Security Protocols to the Rescue!
The main reason for using a secure protocol for VoIP calls is because of the standard that almost every device uses to transmit audio and video packages between one another, Real-Time Protocol (RTP). Despite being so widespread, RTP is widely considered to be extremely vulnerable, as anyone with decent computer skills – or even dumb luck – can eavesdrop on communication between any parties. This is why equipping the RTP standard for VoIP with either TLS (Transport Layer Security) or SRTP (Secure Real-Time Transport Protocol) is a no-brainer for anyone that doesn’t want to have their calls and messages listened in on by third parties.
However, there are some major differences. TLS – and its predecessor, SSL (Secure Sockets Layer) – is a protocol capable of encrypting SIP signaling, thus making crucial parameters like phone numbers and user names invisible to snoopers. Additionally, TLS can also prevent the eavesdropping or capturing (and therefore block any tampering) of messages. SRTP, on the other hand, is a profile of RTP that, just like TLS provides encryption, message authentication and integrity, not to mention replay protection. In simpler words, SRTP encrypts audio and video media traffic, making it unintelligible for interceptors should they be able to capture messages despite any precautions you take.
How Safe Are VoIP Calls?
The short answer is they are as safe as online banking or entering your financial data into the cloud for accounting purposes.
The long answer is that providing secure, encrypted data traffic for their end users is a must for VoIP services: since most of these companies are used by SMBs and enterprises, security is of the utmost importance for them.
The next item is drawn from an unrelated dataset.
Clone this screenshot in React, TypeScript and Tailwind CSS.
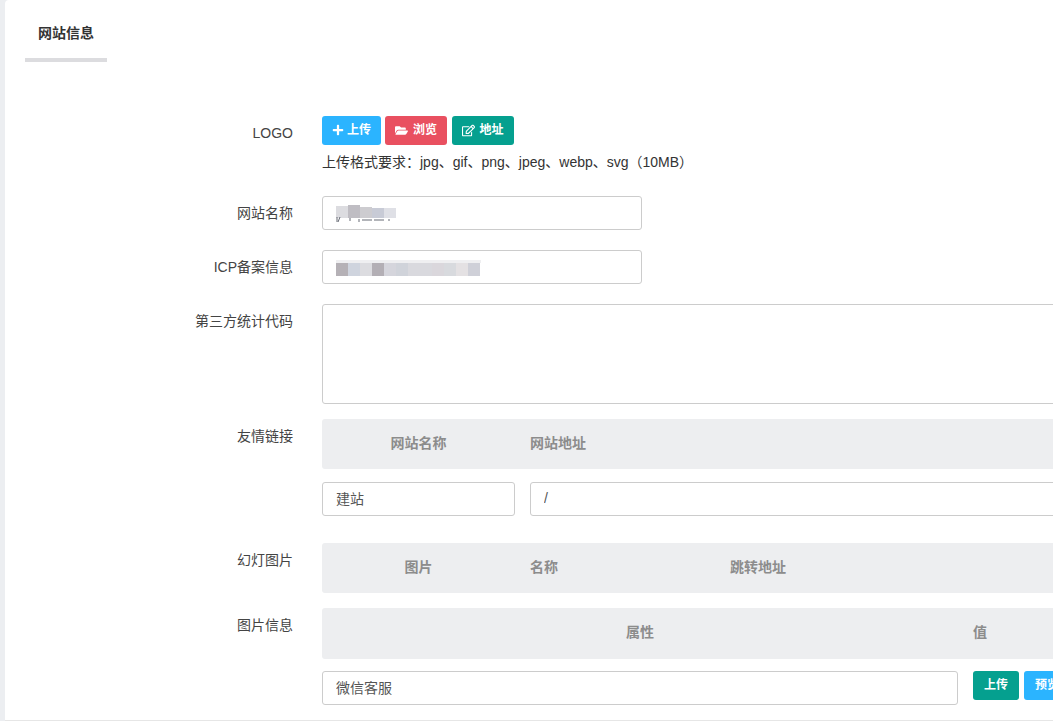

And if just a single peep can be heard by unwanted ears, the company can easily become a victim of business homicide.
“And how do VoIP companies manage to keep phone calls and messages safe?” you may ask. Believe it or not, the answer to that question is pretty simple, and can be realized by decent VoIP companies for very little. RingCentral, for instance, provides this extra layer of security at the perimeter, the service delivery layer and SSL-encoded web applications (by geographically dispersing data centers and maintaining continuous, monitored traffic between users). Monitoring is a key term here as proven by Vonage: when it acquired Vocalocity back in 2013 the company also inherited a built-in real-time fraud detection system, which automatically changes phone credentials and blocks calls when placed from a potentially fraudulent number.